Inside the hoop house, students tend to rows of kale, onions, lettuce, carrots, beets and Swiss chard. Adams said the inaugural round of cold weather crops should be ready for harvest by February.

“Seeing the kids put in the time and the work — how they come out here and take care of it, water it, put things away — it’s just been real rewarding to see them take ownership,” Adams said. 

“We want to create productive citizens. This might be a career path for somebody or maybe some subsistence living down the road where they can have their own garden.”
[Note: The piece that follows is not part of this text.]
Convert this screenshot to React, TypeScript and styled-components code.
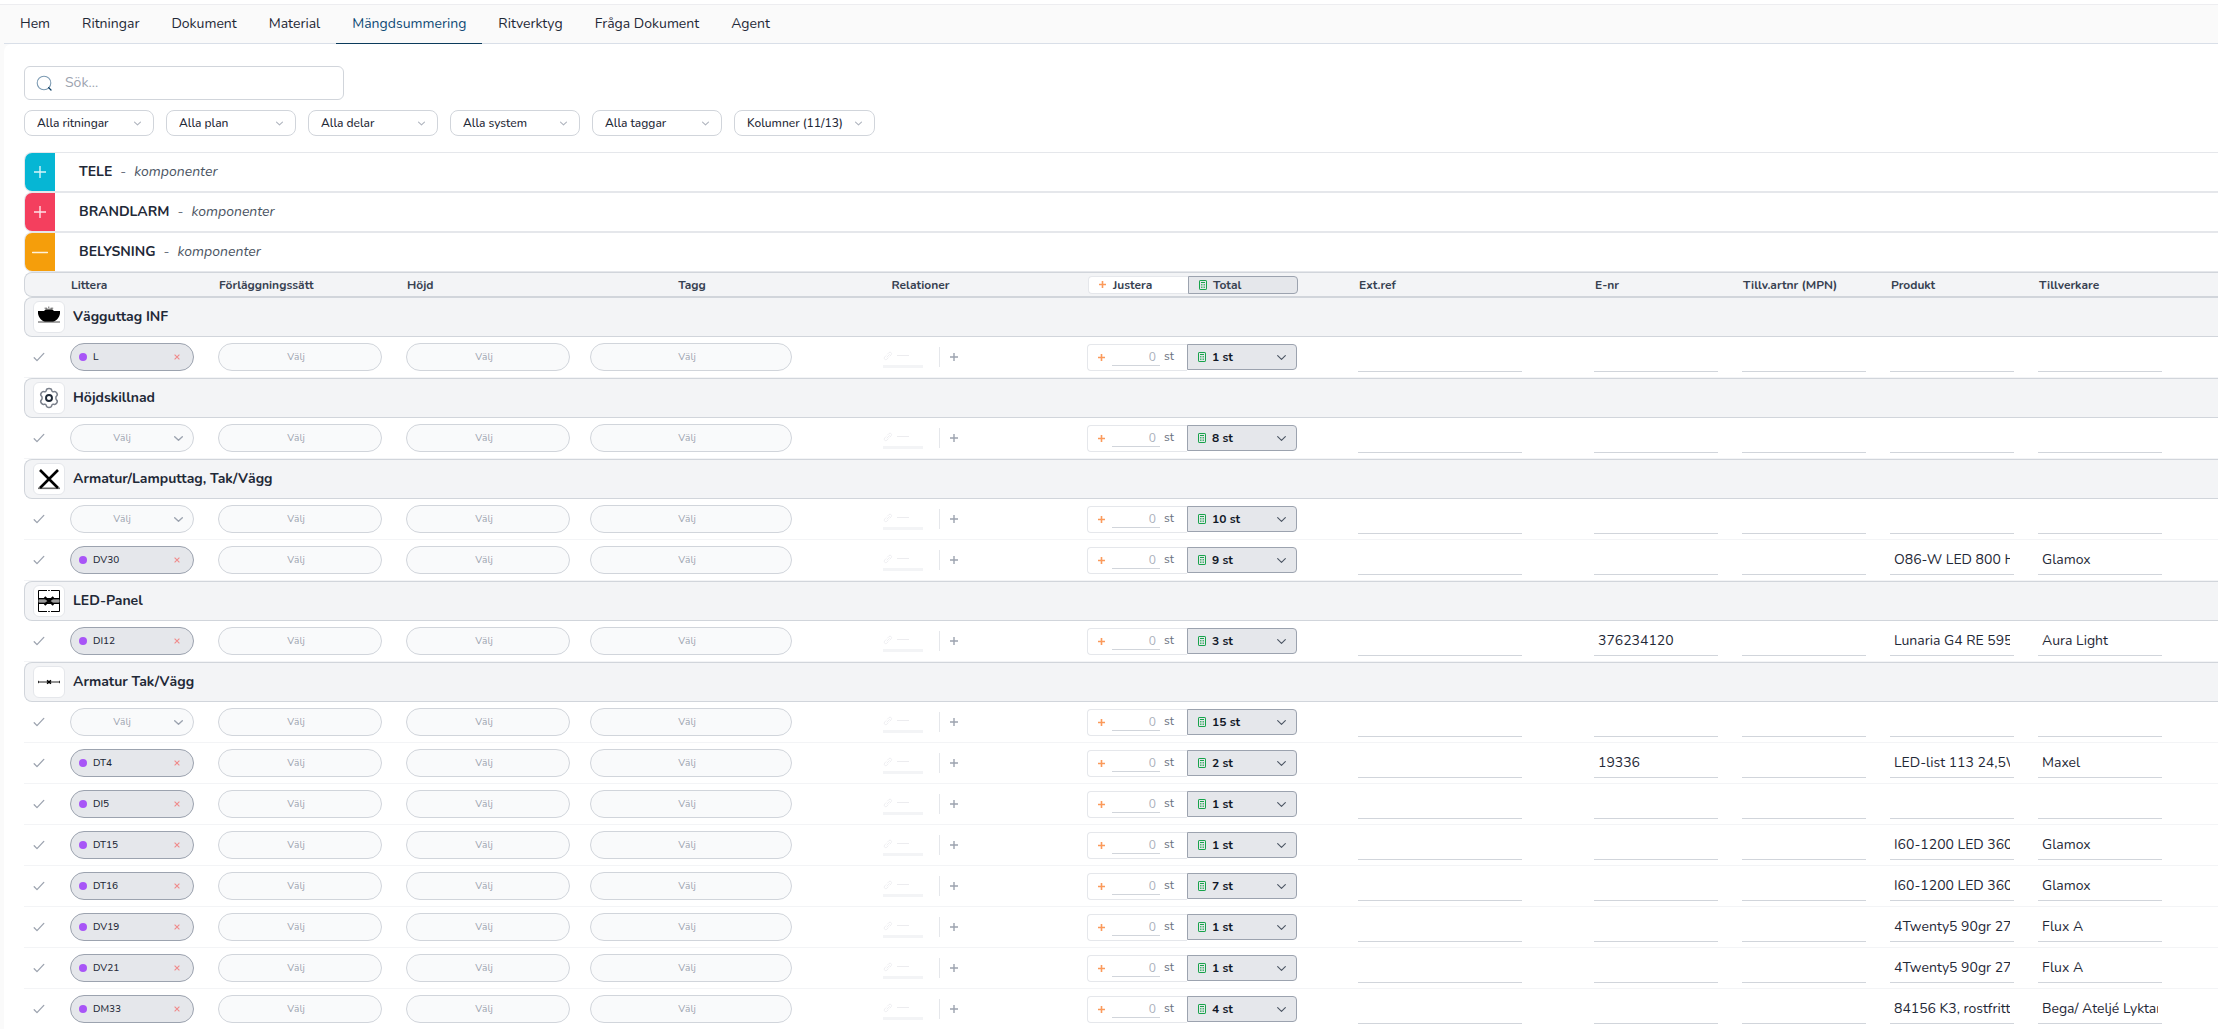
import React, { useState } from 'react';
import styled, { createGlobalStyle } from 'styled-components';

const GlobalStyle = createGlobalStyle`
  *, *::before, *::after { box-sizing: border-box; }
  body { margin: 0; background: #ffffff; }
  body, button, input, select {
    font-family: Nunito, "Open Sans", "Noto Sans", sans-serif;
    color: #1f2937;
  }
  button, input, select { margin: 0; }
  button { padding: 0; cursor: pointer; }
`;

/* ---------- shell ---------- */

const Shell = styled.div`
  display: flex;
  flex-direction: column;
  height: 100vh;
  padding-top: 4px;
  overflow: hidden;
`;

const Frame = styled.div`
  display: flex;
  flex-direction: column;
  flex: 1;
  min-height: 0;
  padding-left: 4px;
  background: #fafafa;
  border-top: 1px solid #ededf0;
`;

const Nav = styled.nav`
  display: flex;
  flex: none;
  height: 39px;
  border-bottom: 1px solid #d9dfe8;
`;

const Tab = styled.a<{ $active?: boolean }>`
  display: flex;
  align-items: center;
  margin-bottom: -1px;
  padding: 0 16px;
  border-bottom: 1px solid ${p => (p.$active ? '#0b3b5c' : 'transparent')};
  color: ${p => (p.$active ? '#0f4a75' : '#1f2937')};
  font-size: 14px;
  line-height: 20px;
  text-decoration: none;
`;

const Panel = styled.main`
  flex: 1;
  min-height: 0;
  padding: 22px 0 0 20px;
  overflow: hidden;
  background: #ffffff;
  border-top-left-radius: 8px;
`;

/* ---------- search and filters ---------- */

const SearchBox = styled.label`
  display: flex;
  align-items: center;
  gap: 12px;
  width: 320px;
  height: 34px;
  padding: 0 12px 0 11px;
  border: 1px solid #d1d5db;
  border-radius: 6px;
`;

const SearchInput = styled.input`
  flex: 1;
  min-width: 0;
  padding: 0;
  border: 0;
  outline: 0;
  background: transparent;
  font-size: 14px;
  line-height: 20px;
  &::placeholder { color: #9ca3af; opacity: 1; }
`;

const Filters = styled.div`
  display: flex;
  gap: 12px;
  margin: 10px 0 16px;
`;

const FilterField = styled.div<{ $wide?: boolean }>`
  display: grid;
  align-items: center;
  width: ${p => (p.$wide ? 141 : 130)}px;
  & > * { grid-area: 1 / 1; }
  & > svg { justify-self: end; margin-right: 13px; pointer-events: none; }
`;

const FilterSelect = styled.select`
  width: 100%;
  height: 26px;
  padding: 0 12px;
  appearance: none;
  background: #ffffff;
  border: 1px solid #d1d5db;
  border-radius: 8px;
  font-size: 12px;
  font-weight: 500;
`;

/* ---------- sections ---------- */

const Section = styled.section`
  display: flex;
  align-items: stretch;
  height: 40px;
  border: 1px solid #e5e7eb;
  border-right: 0;
  border-radius: 8px 0 0 8px;
`;

const SectionToggle = styled.button<{ $color: string }>`
  display: flex;
  align-items: center;
  justify-content: center;
  width: 30px;
  border: 0;
  border-radius: 7px 0 0 7px;
  background: ${p => p.$color};
`;

const SectionTitle = styled.h2`
  display: flex;
  align-items: center;
  gap: 8px;
  margin: 0;
  padding-left: 24px;
  color: #1f2937;
  font-size: 14px;
  font-weight: 700;
  line-height: 20px;
`;

const Dash = styled.span`
  color: #6b7280;
  font-weight: 400;
`;

const Kind = styled.em`
  color: #4b5563;
  font-weight: 400;
`;

/* ---------- table ---------- */

const Table = styled.table`
  display: block;
  & > thead, & > tbody { display: block; }
`;

const columns = '46px 148px 188px 184px 202px 255px 311px 236px 148px 148px 148px 148px 1fr';

const HeadRow = styled.tr`
  display: grid;
  grid-template-columns: ${columns};
  align-items: center;
  height: 25px;
  background: #f3f4f6;
  border: 1px solid #d1d5db;
  border-right: 0;
  border-radius: 8px 0 0 8px;
`;

const Head = styled.th<{ $align?: 'center' | 'left' }>`
  padding: 0;
  color: #374151;
  font-size: 12px;
  font-weight: 700;
  line-height: 16px;
  text-align: ${p => p.$align || 'left'};
`;

const CalcHead = styled(Head)`
  display: flex;
  padding-left: 40px;
`;

const HeadBox = styled.span<{ $total?: boolean }>`
  display: flex;
  align-items: center;
  gap: ${p => (p.$total ? 6 : 7)}px;
  width: ${p => (p.$total ? 110 : 100)}px;
  height: 18px;
  padding-left: 10px;
  background: ${p => (p.$total ? '#e5e7eb' : '#ffffff')};
  border: 1px solid ${p => (p.$total ? '#9ca3af' : '#e5e7eb')};
  border-right-width: ${p => (p.$total ? 1 : 0)}px;
  border-radius: ${p => (p.$total ? '0 4px 4px 0' : '4px 0 0 4px')};
`;

const GroupRow = styled.tr`
  display: block;
`;

const GroupCell = styled.th`
  display: flex;
  align-items: center;
  gap: 8px;
  height: 40px;
  padding: 0 8px;
  background: #f3f4f6;
  border: 1px solid #d1d5db;
  border-right: 0;
  border-radius: 8px 0 0 8px;
  color: #1f2937;
  font-size: 14px;
  font-weight: 700;
  line-height: 20px;
`;

const SymbolBox = styled.span`
  display: flex;
  align-items: center;
  justify-content: center;
  width: 32px;
  height: 32px;
  background: #ffffff;
  border: 1px solid #e5e7eb;
  border-radius: 6px;
`;

const Row = styled.tr`
  display: grid;
  grid-template-columns: ${columns};
  height: 41px;
  border-bottom: 1px solid #f3f4f6;
`;

const Cell = styled.td`
  display: flex;
  align-items: center;
  padding: 0;
`;

const CheckCell = styled(Cell)`padding-left: 9px;`;
const RelationCell = styled(Cell)`padding-left: 91px;`;
const CalcCell = styled(Cell)`padding-left: 40px;`;

const IconButton = styled.button<{ $size: number }>`
  display: flex;
  align-items: center;
  justify-content: center;
  width: ${p => p.$size}px;
  height: ${p => p.$size}px;
  background: transparent;
  border: 0;
`;

const Pill = styled.button<{ $width: number }>`
  width: ${p => p.$width}px;
  height: 28px;
  padding: 0 16px 0 8px;
  background: #f9fafb;
  border: 1px solid #d1d5db;
  border-radius: 14px;
  color: #9ca3af;
  font-size: 10px;
  line-height: 14px;
`;

const LitteraField = styled.div`
  display: grid;
  align-items: center;
  width: 124px;
  & > * { grid-area: 1 / 1; }
  & > svg { justify-self: end; margin-right: 11px; pointer-events: none; }
`;

const LitteraSelect = styled.select`
  width: 100%;
  height: 28px;
  padding: 0 28px 0 8px;
  appearance: none;
  background: #f9fafb;
  border: 1px solid #d1d5db;
  border-radius: 14px;
  color: #9ca3af;
  font-size: 10px;
  text-align: center;
  text-align-last: center;
`;

const Tag = styled.span`
  display: flex;
  align-items: center;
  width: 124px;
  height: 28px;
  padding: 0 9px 0 8px;
  background: #e5e7eb;
  border: 1px solid #9ca3af;
  border-radius: 14px;
  color: #1f2937;
  font-size: 10px;
  font-weight: 500;
  line-height: 14px;
`;

const Dot = styled.span`
  width: 8px;
  height: 8px;
  margin-right: 6px;
  border-radius: 4px;
  background: #a855f7;
`;

const TagText = styled.span`flex: 1;`;

const Relation = styled.span`
  display: flex;
  align-items: center;
  gap: 4px;
  width: 40px;
  height: 22px;
  border-bottom: 3px solid #f3f4f6;
`;

const Divider = styled.span`
  width: 1px;
  height: 20px;
  margin: 0 6px 0 16px;
  background: #e5e7eb;
`;

const Calc = styled.div`
  display: flex;
  height: 26px;
`;

const Adjust = styled.label`
  display: flex;
  align-items: center;
  width: 100px;
  height: 27px;
  padding: 0 0 1px 10px;
  border: 1px solid #e5e7eb;
  border-right: 0;
  border-radius: 4px 0 0 4px;
  color: #6b7280;
  font-size: 12px;
  line-height: 16px;
`;

const AdjustInput = styled.input`
  width: 48px;
  height: 18px;
  margin: 0 4px 0 7px;
  padding: 0 4px;
  border: 0;
  border-bottom: 1px solid #d1d5db;
  outline: 0;
  background: transparent;
  font-size: 12px;
  text-align: right;
  &::placeholder { color: #a8aeb9; opacity: 1; }
`;

const Unit = styled.span`
  height: 18px;
`;

const Total = styled.button`
  display: flex;
  align-items: center;
  gap: 6px;
  width: 110px;
  height: 26px;
  padding: 0 10px;
  background: #e5e7eb;
  border: 1px solid #9ca3af;
  border-radius: 0 4px 4px 0;
  color: #111827;
  font-size: 12px;
  font-weight: 700;
  line-height: 16px;
  text-align: left;
`;

const TotalText = styled.span`flex: 1;`;

const TextField = styled.input<{ $wide?: boolean }>`
  width: ${p => (p.$wide ? 164 : 124)}px;
  height: 30px;
  padding: 0 4px;
  border: 0;
  border-bottom: 1px solid #d1d5db;
  outline: 0;
  background: transparent;
  color: #1f2937;
  font-size: 14px;
  line-height: 20px;
`;

/* ---------- icons ---------- */

const SearchIcon = () => (
  <svg width="17" height="17" viewBox="0 0 17 17" fill="none" aria-hidden="true">
    <circle cx="8" cy="8" r="6.8" stroke="#7d9bb3" strokeWidth="1.1" />
    <path d="M12.6 12.6L15 15" stroke="#0f3f63" strokeWidth="1.3" strokeLinecap="round" />
  </svg>
);

const Chevron = ({ size, color, weight = 1 }: { size: number; color: string; weight?: number }) => (
  <svg width={size} height={size} viewBox="0 0 8 8" fill="none" aria-hidden="true">
    <path d="M0.6 2.4L4 5.6L7.4 2.4" stroke={color} strokeWidth={weight} strokeLinecap="round" strokeLinejoin="round" />
  </svg>
);

const PlusMark = ({ size, color, weight }: { size: number; color: string; weight: number }) => (
  <svg width={size} height={size} viewBox={`0 0 ${size} ${size}`} aria-hidden="true">
    <path d={`M${size / 2} 0V${size}M0 ${size / 2}H${size}`} stroke={color} strokeWidth={weight} />
  </svg>
);

const MinusMark = () => (
  <svg width="16" height="16" viewBox="0 0 16 16" aria-hidden="true">
    <path d="M0.5 8.5H15.5" stroke="#ffffff" strokeOpacity="0.85" strokeWidth="1.4" strokeLinecap="round" />
  </svg>
);

const CheckIcon = () => (
  <svg width="12" height="10" viewBox="0 0 12 10" fill="none" aria-hidden="true">
    <path d="M1.2 5.8L4 8.6L10.8 1.4" stroke="#9ca3af" strokeWidth="1.3" strokeLinecap="round" strokeLinejoin="round" />
  </svg>
);

const CrossIcon = () => (
  <svg width="6" height="6" viewBox="0 0 6 6" aria-hidden="true">
    <path d="M0.6 0.6L5.4 5.4M5.4 0.6L0.6 5.4" stroke="#f08a8a" strokeWidth="1.1" />
  </svg>
);

const CalcIcon = () => (
  <svg width="8" height="10" viewBox="0 0 8 10" fill="none" aria-hidden="true">
    <rect x="0.5" y="0.5" width="7" height="9" rx="0.6" stroke="#16a34a" />
    <path d="M2 2.5H6" stroke="#16a34a" />
    <path d="M2 4.5H3M3.5 4.5H4.5M5 4.5H6M2 6H3M3.5 6H4.5M5 6H6M2 7.5H3M3.5 7.5H4.5M5 7.5H6" stroke="#16a34a" strokeOpacity="0.75" />
  </svg>
);

const LinkIcon = () => (
  <svg width="10" height="10" viewBox="0 0 10 10" fill="none" aria-hidden="true">
    <path d="M4 6L6.4 3.6M4.6 3L6 1.5C7.4 .4 9.4 2 8.2 3.8L6.8 5.2M5.2 6.8L3.8 8.3C2.3 9.5 .5 7.8 1.6 6.1L3 4.7" stroke="#ececef" strokeWidth="0.9" strokeLinecap="round" />
  </svg>
);

const ShortLine = () => (
  <svg width="12" height="1" viewBox="0 0 12 1" aria-hidden="true">
    <path d="M0 0.5H12" stroke="#ececef" />
  </svg>
);

type SymbolKind = 'bowl' | 'gear' | 'cross' | 'panel' | 'fixture';

const SymbolIcon = ({ kind }: { kind: SymbolKind }) => (
  <svg width="22" height="22" viewBox="0 0 22 22" fill="none" aria-hidden="true">
    {kind === 'bowl' && (
      <>
        <path d="M0 5H6L7.5 3.6H14.5L16 5H22V7.5C21.4 12 18 14.6 15 16H7C4 14.6 0.6 12 0 7.5Z" fill="#000000" />
        <path d="M6.6 2.2H9M10 1.2H11.4M12.6 2.2H15.2M8 3.1H14" stroke="#555555" strokeWidth="0.9" />
        <path d="M0 16H22" stroke="#6b6b6b" strokeWidth="1.2" />
      </>
    )}
    {kind === 'gear' && (
      <>
        <path
          d="M8.3 3.4C8.7 1 13.3 1 13.7 3.4C13.9 4.6 14.9 5.1 15.9 4.7C18 4 20.4 7.4 18.7 8.9C17.6 9.8 17.6 12.2 18.7 13.1C20.4 14.6 18 18 15.9 17.3C14.9 16.9 13.9 17.4 13.7 18.6C13.3 21 8.7 21 8.3 18.6C8.1 17.4 7.1 16.9 6.1 17.3C4 18 1.6 14.6 3.3 13.1C4.4 12.2 4.4 9.8 3.3 8.9C1.6 7.4 4 4 6.1 4.7C7.1 5.1 8.1 4.6 8.3 3.4Z"
          stroke="#7b818c"
          strokeWidth="1.5"
        />
        <circle cx="11" cy="11" r="3" stroke="#1f2937" strokeWidth="1.9" />
      </>
    )}
    {kind === 'cross' && (
      <>
        <path d="M0 20.3H22" stroke="#6b6b6b" strokeWidth="1.6" />
        <path d="M2 2L20 20M20 2L2 20" stroke="#000000" strokeWidth="2.6" />
      </>
    )}
    {kind === 'panel' && (
      <>
        <path d="M9 0.5H0.5V21.5H9M13 0.5H21.5V21.5H13M10.2 0.5H11.8M10.2 21.5H11.8" stroke="#000000" />
        <path d="M0.5 11H21.5" stroke="#9a9a9a" strokeWidth="3" />
        <path d="M0.5 8.7H21.5M0.5 13.3H21.5" stroke="#000000" strokeWidth="1.5" />
        <path d="M6.5 7.2L15.5 14.8M15.5 7.2L6.5 14.8" stroke="#000000" strokeWidth="2.2" />
      </>
    )}
    {kind === 'fixture' && (
      <>
        <path d="M0 11H22" stroke="#7a7a7a" strokeWidth="1.6" />
        <path d="M0.5 9.8V12.2M21.5 9.8V12.2" stroke="#333333" />
        <path d="M9 9.4L13 12.6M13 9.4L9 12.6" stroke="#000000" strokeWidth="1.5" />
      </>
    )}
  </svg>
);

/* ---------- data ---------- */

const tabs = ['Hem', 'Ritningar', 'Dokument', 'Material', 'Mängdsummering', 'Ritverktyg', 'Fråga Dokument', 'Agent'];
const filters = ['Alla ritningar', 'Alla plan', 'Alla delar', 'Alla system', 'Alla taggar', 'Kolumner (11/13)'];

const sections = [
  { name: 'TELE', color: '#06b6d4' },
  { name: 'BRANDLARM', color: '#f43f5e' },
  { name: 'BELYSNING', color: '#f59e0b', open: true },
];

type Item = { littera?: string; total: number; enr?: string; product?: string; maker?: string };

const groups: { name: string; symbol: SymbolKind; items: Item[] }[] = [
  { name: 'Vägguttag INF', symbol: 'bowl', items: [{ littera: 'L', total: 1 }] },
  { name: 'Höjdskillnad', symbol: 'gear', items: [{ total: 8 }] },
  {
    name: 'Armatur/Lamputtag, Tak/Vägg',
    symbol: 'cross',
    items: [{ total: 10 }, { littera: 'DV30', total: 9, product: 'O86-W LED 800 HF 840', maker: 'Glamox' }],
  },
  {
    name: 'LED-Panel',
    symbol: 'panel',
    items: [{ littera: 'DI12', total: 3, enr: '376234120', product: 'Lunaria G4 RE 595x595', maker: 'Aura Light' }],
  },
  {
    name: 'Armatur Tak/Vägg',
    symbol: 'fixture',
    items: [
      { total: 15 },
      { littera: 'DT4', total: 2, enr: '19336', product: 'LED-list 113 24,5W', maker: 'Maxel' },
      { littera: 'DI5', total: 1 },
      { littera: 'DT15', total: 1, product: 'I60-1200 LED 3600', maker: 'Glamox' },
      { littera: 'DT16', total: 7, product: 'I60-1200 LED 3600', maker: 'Glamox' },
      { littera: 'DV19', total: 1, product: '4Twenty5 90gr 2700K', maker: 'Flux A' },
      { littera: 'DV21', total: 1, product: '4Twenty5 90gr 2700K', maker: 'Flux A' },
      { littera: 'DM33', total: 4, product: '84156 K3, rostfritt stål', maker: 'Bega/ Ateljé Lyktan' },
    ],
  },
];

/* ---------- view ---------- */

const ItemRow = ({ item }: { item: Item }) => (
  <Row>
    <CheckCell>
      <IconButton $size={12} aria-label="Markera klar"><CheckIcon /></IconButton>
    </CheckCell>
    <Cell>
      {item.littera ? (
        <Tag>
          <Dot />
          <TagText>{item.littera}</TagText>
          <IconButton $size={14} aria-label={`Ta bort ${item.littera}`}><CrossIcon /></IconButton>
        </Tag>
      ) : (
        <LitteraField>
          <LitteraSelect aria-label="Littera"><option>Välj</option></LitteraSelect>
          <Chevron size={9} color="#9ca3af" weight={1.2} />
        </LitteraField>
      )}
    </Cell>
    <Cell><Pill $width={164} aria-label="Förläggningssätt">Välj</Pill></Cell>
    <Cell><Pill $width={164} aria-label="Höjd">Välj</Pill></Cell>
    <Cell><Pill $width={202} aria-label="Tagg">Välj</Pill></Cell>
    <RelationCell>
      <Relation><LinkIcon /><ShortLine /></Relation>
      <Divider />
      <IconButton $size={16} aria-label="Lägg till relation"><PlusMark size={8} color="#9ca3af" weight={1.4} /></IconButton>
    </RelationCell>
    <CalcCell>
      <Calc>
        <Adjust>
          <PlusMark size={7} color="#fb9a5b" weight={1.6} />
          <AdjustInput placeholder="0" aria-label="Justera antal" />
          <Unit>st</Unit>
        </Adjust>
        <Total>
          <CalcIcon />
          <TotalText>{item.total} st</TotalText>
          <Chevron size={9} color="#4b5563" />
        </Total>
      </Calc>
    </CalcCell>
    <Cell><TextField $wide aria-label="Ext.ref" /></Cell>
    <Cell><TextField aria-label="E-nr" defaultValue={item.enr} /></Cell>
    <Cell><TextField aria-label="Tillv.artnr (MPN)" /></Cell>
    <Cell><TextField aria-label="Produkt" defaultValue={item.product} /></Cell>
    <Cell><TextField aria-label="Tillverkare" defaultValue={item.maker} /></Cell>
  </Row>
);

export default function App() {
  const [query, setQuery] = useState('');
  return (
    <Shell>
      <GlobalStyle />
      <Frame>
        <Nav>
          {tabs.map(t => (
            <Tab key={t} href="#" $active={t === 'Mängdsummering'}>{t}</Tab>
          ))}
        </Nav>
        <Panel>
          <SearchBox>
            <SearchIcon />
            <SearchInput placeholder="Sök..." aria-label="Sök" value={query} onChange={e => setQuery(e.target.value)} />
          </SearchBox>
          <Filters>
            {filters.map(f => (
              <FilterField key={f} $wide={f.startsWith('Kolumner')}>
                <FilterSelect aria-label={f}><option>{f}</option></FilterSelect>
                <Chevron size={7} color="#b0b5bf" weight={1.3} />
              </FilterField>
            ))}
          </Filters>
          {sections.map(s => (
            <Section key={s.name}>
              <SectionToggle $color={s.color} aria-label={s.name} aria-expanded={!!s.open}>
                {s.open ? <MinusMark /> : <PlusMark size={12} color="rgba(255,255,255,0.85)" weight={1.4} />}
              </SectionToggle>
              <SectionTitle>
                {s.name}
                <Dash>-</Dash>
                <Kind>komponenter</Kind>
              </SectionTitle>
            </Section>
          ))}
          <Table>
            <thead>
              <HeadRow>
                <Head aria-label="Status" />
                <Head>Littera</Head>
                <Head>Förläggningssätt</Head>
                <Head>Höjd</Head>
                <Head $align="center">Tagg</Head>
                <Head $align="center">Relationer</Head>
                <CalcHead>
                  <HeadBox><PlusMark size={7} color="#fb9a5b" weight={1.6} />Justera</HeadBox>
                  <HeadBox $total><CalcIcon />Total</HeadBox>
                </CalcHead>
                <Head>Ext.ref</Head>
                <Head>E-nr</Head>
                <Head>Tillv.artnr (MPN)</Head>
                <Head>Produkt</Head>
                <Head>Tillverkare</Head>
              </HeadRow>
            </thead>
            {groups.map(g => (
              <tbody key={g.name}>
                <GroupRow>
                  <GroupCell scope="rowgroup">
                    <SymbolBox><SymbolIcon kind={g.symbol} /></SymbolBox>
                    {g.name}
                  </GroupCell>
                </GroupRow>
                {g.items.map((item, i) => <ItemRow key={i} item={item} />)}
              </tbody>
            ))}
          </Table>
        </Panel>
      </Frame>
    </Shell>
  );
}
Course offerings for the new program include greenhouse management and animal and plant science, as well as a career exploration class for ninth and tenth graders. Nikia Fletcher, who heads up the career technical education program for Mansfield Senior High School, said the program will add four more classes to its roster next school year.

Students in the agribusiness program will be able to earn six college credits through the program, as well as an industry-recognized credential from the Ohio AgriBusiness Association

“We want to teach entrepreneurship,” she said. “We want the students to be able to learn something with their hands that they can make into a business.”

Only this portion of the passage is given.